* Request *
Restate the full listing word for word and leave the pictures out.

—————

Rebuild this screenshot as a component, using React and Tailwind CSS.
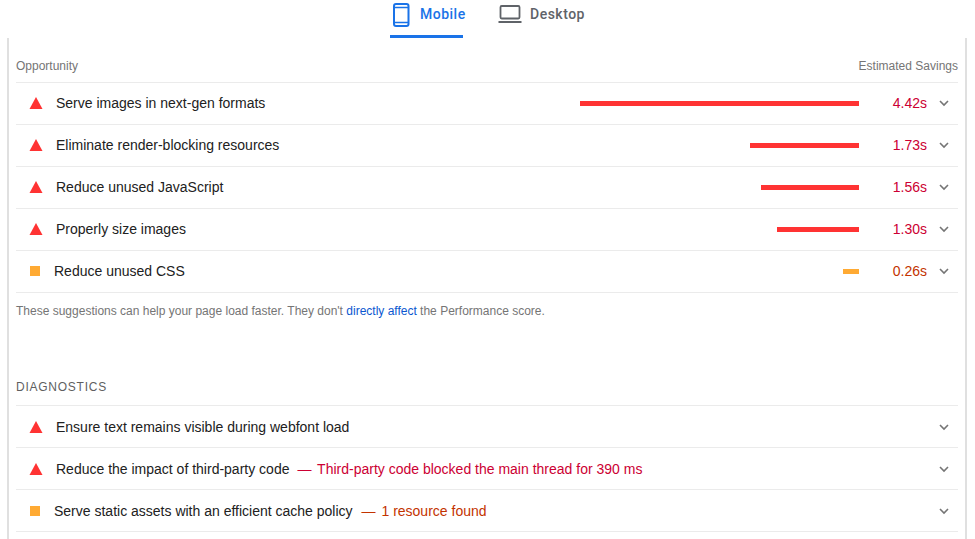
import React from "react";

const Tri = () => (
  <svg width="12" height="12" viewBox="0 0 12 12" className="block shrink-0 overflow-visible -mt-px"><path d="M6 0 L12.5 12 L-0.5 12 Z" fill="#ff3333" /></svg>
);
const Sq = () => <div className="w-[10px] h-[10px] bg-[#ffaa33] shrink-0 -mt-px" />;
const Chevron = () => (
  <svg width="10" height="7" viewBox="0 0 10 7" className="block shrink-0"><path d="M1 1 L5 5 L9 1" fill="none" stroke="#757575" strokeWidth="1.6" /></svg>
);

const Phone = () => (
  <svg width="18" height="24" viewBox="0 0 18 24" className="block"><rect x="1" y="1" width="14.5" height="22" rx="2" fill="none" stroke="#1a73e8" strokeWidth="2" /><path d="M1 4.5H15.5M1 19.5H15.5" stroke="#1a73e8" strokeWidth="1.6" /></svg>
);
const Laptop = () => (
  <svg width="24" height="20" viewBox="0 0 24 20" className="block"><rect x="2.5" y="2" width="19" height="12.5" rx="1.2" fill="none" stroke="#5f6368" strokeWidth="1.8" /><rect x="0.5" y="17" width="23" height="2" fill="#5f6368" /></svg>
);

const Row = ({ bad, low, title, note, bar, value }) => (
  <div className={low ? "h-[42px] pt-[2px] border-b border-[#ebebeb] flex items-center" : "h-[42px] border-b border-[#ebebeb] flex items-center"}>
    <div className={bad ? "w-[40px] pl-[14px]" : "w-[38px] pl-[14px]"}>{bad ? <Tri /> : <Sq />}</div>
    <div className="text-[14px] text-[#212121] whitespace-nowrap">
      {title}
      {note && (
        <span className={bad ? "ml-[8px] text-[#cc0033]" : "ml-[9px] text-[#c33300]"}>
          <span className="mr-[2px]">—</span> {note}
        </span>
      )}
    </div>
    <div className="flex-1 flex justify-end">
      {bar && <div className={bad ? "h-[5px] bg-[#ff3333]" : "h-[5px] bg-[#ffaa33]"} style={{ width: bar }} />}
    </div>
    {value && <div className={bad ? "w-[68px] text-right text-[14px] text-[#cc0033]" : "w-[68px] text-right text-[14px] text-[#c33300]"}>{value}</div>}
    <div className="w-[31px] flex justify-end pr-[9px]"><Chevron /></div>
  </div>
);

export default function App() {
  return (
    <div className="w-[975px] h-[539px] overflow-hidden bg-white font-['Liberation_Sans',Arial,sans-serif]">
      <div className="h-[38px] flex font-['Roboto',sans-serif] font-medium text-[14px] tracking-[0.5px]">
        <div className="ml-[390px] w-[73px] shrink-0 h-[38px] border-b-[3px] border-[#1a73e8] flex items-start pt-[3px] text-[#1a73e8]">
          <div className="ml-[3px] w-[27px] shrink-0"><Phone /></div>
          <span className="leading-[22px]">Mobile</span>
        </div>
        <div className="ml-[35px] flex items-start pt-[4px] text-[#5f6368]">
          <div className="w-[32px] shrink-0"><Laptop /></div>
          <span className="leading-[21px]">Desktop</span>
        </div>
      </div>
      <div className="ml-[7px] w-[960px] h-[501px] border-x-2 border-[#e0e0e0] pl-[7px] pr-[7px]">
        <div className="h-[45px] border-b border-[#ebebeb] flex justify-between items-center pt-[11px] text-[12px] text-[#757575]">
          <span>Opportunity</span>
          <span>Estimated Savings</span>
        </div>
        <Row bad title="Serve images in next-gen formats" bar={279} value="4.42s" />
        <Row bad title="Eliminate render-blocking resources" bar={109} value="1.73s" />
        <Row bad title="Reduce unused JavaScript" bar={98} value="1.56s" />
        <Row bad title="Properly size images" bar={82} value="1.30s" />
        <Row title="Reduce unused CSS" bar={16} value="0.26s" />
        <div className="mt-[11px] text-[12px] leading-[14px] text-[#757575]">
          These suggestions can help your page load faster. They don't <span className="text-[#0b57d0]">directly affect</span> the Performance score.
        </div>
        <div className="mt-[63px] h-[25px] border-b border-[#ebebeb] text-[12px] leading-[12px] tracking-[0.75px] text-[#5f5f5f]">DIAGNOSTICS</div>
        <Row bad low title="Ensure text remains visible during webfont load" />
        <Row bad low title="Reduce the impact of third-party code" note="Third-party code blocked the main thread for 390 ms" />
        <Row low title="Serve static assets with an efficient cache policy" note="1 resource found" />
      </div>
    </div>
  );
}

—————

* Full response *
Rebuild this screenshot as a component, using React and Tailwind CSS.
import React from "react";

const Tri = () => (
  <svg width="12" height="12" viewBox="0 0 12 12" className="block shrink-0 overflow-visible -mt-px"><path d="M6 0 L12.5 12 L-0.5 12 Z" fill="#ff3333" /></svg>
);
const Sq = () => <div className="w-[10px] h-[10px] bg-[#ffaa33] shrink-0 -mt-px" />;
const Chevron = () => (
  <svg width="10" height="7" viewBox="0 0 10 7" className="block shrink-0"><path d="M1 1 L5 5 L9 1" fill="none" stroke="#757575" strokeWidth="1.6" /></svg>
);

const Phone = () => (
  <svg width="18" height="24" viewBox="0 0 18 24" className="block"><rect x="1" y="1" width="14.5" height="22" rx="2" fill="none" stroke="#1a73e8" strokeWidth="2" /><path d="M1 4.5H15.5M1 19.5H15.5" stroke="#1a73e8" strokeWidth="1.6" /></svg>
);
const Laptop = () => (
  <svg width="24" height="20" viewBox="0 0 24 20" className="block"><rect x="2.5" y="2" width="19" height="12.5" rx="1.2" fill="none" stroke="#5f6368" strokeWidth="1.8" /><rect x="0.5" y="17" width="23" height="2" fill="#5f6368" /></svg>
);

const Row = ({ bad, low, title, note, bar, value }) => (
  <div className={low ? "h-[42px] pt-[2px] border-b border-[#ebebeb] flex items-center" : "h-[42px] border-b border-[#ebebeb] flex items-center"}>
    <div className={bad ? "w-[40px] pl-[14px]" : "w-[38px] pl-[14px]"}>{bad ? <Tri /> : <Sq />}</div>
    <div className="text-[14px] text-[#212121] whitespace-nowrap">
      {title}
      {note && (
        <span className={bad ? "ml-[8px] text-[#cc0033]" : "ml-[9px] text-[#c33300]"}>
          <span className="mr-[2px]">—</span> {note}
        </span>
      )}
    </div>
    <div className="flex-1 flex justify-end">
      {bar && <div className={bad ? "h-[5px] bg-[#ff3333]" : "h-[5px] bg-[#ffaa33]"} style={{ width: bar }} />}
    </div>
    {value && <div className={bad ? "w-[68px] text-right text-[14px] text-[#cc0033]" : "w-[68px] text-right text-[14px] text-[#c33300]"}>{value}</div>}
    <div className="w-[31px] flex justify-end pr-[9px]"><Chevron /></div>
  </div>
);

export default function App() {
  return (
    <div className="w-[975px] h-[539px] overflow-hidden bg-white font-['Liberation_Sans',Arial,sans-serif]">
      <div className="h-[38px] flex font-['Roboto',sans-serif] font-medium text-[14px] tracking-[0.5px]">
        <div className="ml-[390px] w-[73px] shrink-0 h-[38px] border-b-[3px] border-[#1a73e8] flex items-start pt-[3px] text-[#1a73e8]">
          <div className="ml-[3px] w-[27px] shrink-0"><Phone /></div>
          <span className="leading-[22px]">Mobile</span>
        </div>
        <div className="ml-[35px] flex items-start pt-[4px] text-[#5f6368]">
          <div className="w-[32px] shrink-0"><Laptop /></div>
          <span className="leading-[21px]">Desktop</span>
        </div>
      </div>
      <div className="ml-[7px] w-[960px] h-[501px] border-x-2 border-[#e0e0e0] pl-[7px] pr-[7px]">
        <div className="h-[45px] border-b border-[#ebebeb] flex justify-between items-center pt-[11px] text-[12px] text-[#757575]">
          <span>Opportunity</span>
          <span>Estimated Savings</span>
        </div>
        <Row bad title="Serve images in next-gen formats" bar={279} value="4.42s" />
        <Row bad title="Eliminate render-blocking resources" bar={109} value="1.73s" />
        <Row bad title="Reduce unused JavaScript" bar={98} value="1.56s" />
        <Row bad title="Properly size images" bar={82} value="1.30s" />
        <Row title="Reduce unused CSS" bar={16} value="0.26s" />
        <div className="mt-[11px] text-[12px] leading-[14px] text-[#757575]">
          These suggestions can help your page load faster. They don't <span className="text-[#0b57d0]">directly affect</span> the Performance score.
        </div>
        <div className="mt-[63px] h-[25px] border-b border-[#ebebeb] text-[12px] leading-[12px] tracking-[0.75px] text-[#5f5f5f]">DIAGNOSTICS</div>
        <Row bad low title="Ensure text remains visible during webfont load" />
        <Row bad low title="Reduce the impact of third-party code" note="Third-party code blocked the main thread for 390 ms" />
        <Row low title="Serve static assets with an efficient cache policy" note="1 resource found" />
      </div>
    </div>
  );
}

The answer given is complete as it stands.